In a report to celebrate 20 years of the campaigning group, Ouseley says more willingness needs to be shown to tackle discrimination in the game.
He also claims the top of the football pyramid is still "a bastion of white male domination".
"Progress, while notable and helpful, remains painfully slow," he said.
Kick It Out, which is jointly funded by the Football Association and Premier League, works across all levels of the game on all forms of discrimination, including racism and sexism.
Ouseley said: "Sustainable transformation can only be achieved if those people with the power, influence and resources - who can therefore make it happen - willingly do so.
"The alternative is for them to be made to do so forcefully. That alternative is neither a practical nor desirable option and would only be viable through legislation or conflict.
"But, there has never been any gain without pain in the struggle against racism, discrimination and exclusion."
Lord Ouseley, who founded Kick It Out in 1993, also claimed:
- Professional football clubs have only a "passive interest" in equality and diversity outcomes.

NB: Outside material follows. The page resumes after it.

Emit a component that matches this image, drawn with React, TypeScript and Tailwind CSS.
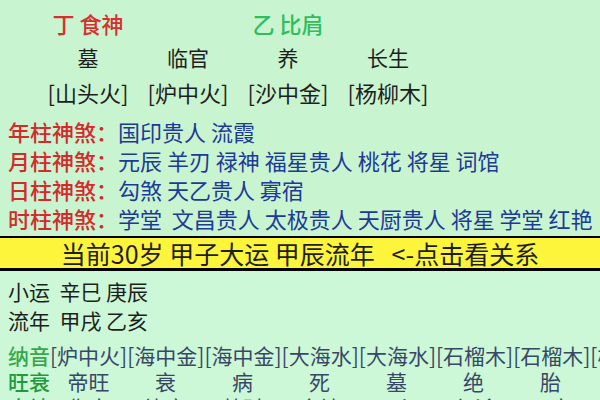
import React from 'react';

const cols = ['墓', '临官', '养', '长生'];
const nayin = ['[山头火]', '[炉中火]', '[沙中金]', '[杨柳木]'];

const shensha = [
  { label: '年柱神煞：', text: '国印贵人 流霞' },
  { label: '月柱神煞：', text: '元辰 羊刃 禄神 福星贵人 桃花 将星 词馆' },
  { label: '日柱神煞：', text: '勾煞 天乙贵人 寡宿' },
  { label: '时柱神煞：', text: '学堂  文昌贵人 太极贵人 天厨贵人 将星 学堂 红艳' },
];

const wangshuai = ['帝旺', '衰', '病', '死', '墓', '绝', '胎'];
const shishen = ['伤官', '比肩', '劫财', '食神', '正印', '七杀', '正官'];

const App: React.FC = () => {
  return (
    <div
      className="w-[600px] h-[400px] overflow-hidden bg-[#c9f4d0] text-[22px] leading-none text-[#1e1e1e]"
      style={{ fontFamily: '"Noto Sans CJK SC", "Noto Sans", sans-serif' }}
    >
      <div className="pt-[5px]">
        <div className="flex h-[35px] items-center pl-[38px]">
          <div className="w-[100px] text-center font-medium text-[#d63030]">丁 食神</div>
          <div className="w-[100px]" />
          <div className="w-[100px] text-center font-medium text-[#2fbe5e]">乙 比肩</div>
        </div>
        <div className="flex h-[34px] items-center pl-[38px] text-[21px]">
          {cols.map((c) => (
            <div key={c} className="w-[100px] text-center">{c}</div>
          ))}
        </div>
        <div className="flex h-[36px] items-center pl-[38px]">
          {nayin.map((c) => (
            <div key={c} className="w-[100px] text-center whitespace-nowrap">{c}</div>
          ))}
        </div>
        <div className="mt-[6px]">
          {shensha.map((s) => (
            <div key={s.label} className="flex h-[29px] items-center pl-[8px] whitespace-nowrap overflow-hidden">
              <span className="w-[110px] shrink-0 text-[#d42a2a] font-medium">{s.label}</span>
              <span className="text-[#1d3a98] whitespace-pre">{s.text}</span>
            </div>
          ))}
        </div>
      </div>
      <div className="mt-[4px] h-[35px] bg-[#fdf43c] border-t-2 border-b-[3px] border-black flex items-center justify-center text-[25px] whitespace-pre">
        当前30岁 甲子大运 甲辰流年   {'<-'}点击看关系
      </div>
      <div className="bg-[#ccf8d8] pt-[6px] pb-[20px] text-[21px]">
        <div className="flex h-[29px] items-center pl-[8px] whitespace-pre">小运  辛巳 庚辰</div>
        <div className="flex h-[29px] items-center pl-[8px] whitespace-pre">流年  甲戌 乙亥</div>
        <div className="mt-[6px] flex h-[28px] items-center pl-[8px] whitespace-nowrap overflow-hidden">
          <span className="w-[42px] shrink-0 text-[#36a84a] font-medium">纳音</span>
          <span className="text-[#394766]">[炉中火][海中金][海中金][大海水][大海水][石榴木][石榴木][杨柳木]</span>
        </div>
        <div className="flex h-[25px] items-center pl-[8px] whitespace-nowrap overflow-hidden">
          <span className="w-[42px] shrink-0 text-[#1f9a40] font-medium">旺衰</span>
          {wangshuai.map((w, i) => (
            <span key={i} className="w-[77px] shrink-0 text-center text-[#394766]">{w}</span>
          ))}
        </div>
        <div className="flex h-[26px] items-center pl-[8px] whitespace-nowrap overflow-hidden">
          <span className="w-[42px] shrink-0 text-[#1f9a40] font-medium">十神</span>
          {shishen.map((w, i) => (
            <span key={i} className="w-[77px] shrink-0 text-center text-[#394766]">{w}</span>
          ))}
        </div>
      </div>
    </div>
  );
};

export default App;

- More often than not there is "little or no interest whatsoever" in boardrooms or senior management teams for any high-profile equality and diversity activity.
- Many leaders in football hold the view there is no longer a race or discrimination problem and believe it is "time for Kick It Out to pack its bags and move on".
Ouseley's remarks come as Premier League chief executive Richard Scudamore is due to attend a meeting on Monday of the committee that will decide his fate after he sent sexist emails.
Kick It Out revealed that, so far in the 2013-14 season, it has received 281 complaints covering all levels of the game and social media, with 67% relating to racism and 20% to anti-Semitism.
The 79 complaints it has received about in-stadium incidents is up 443% from the same point last season.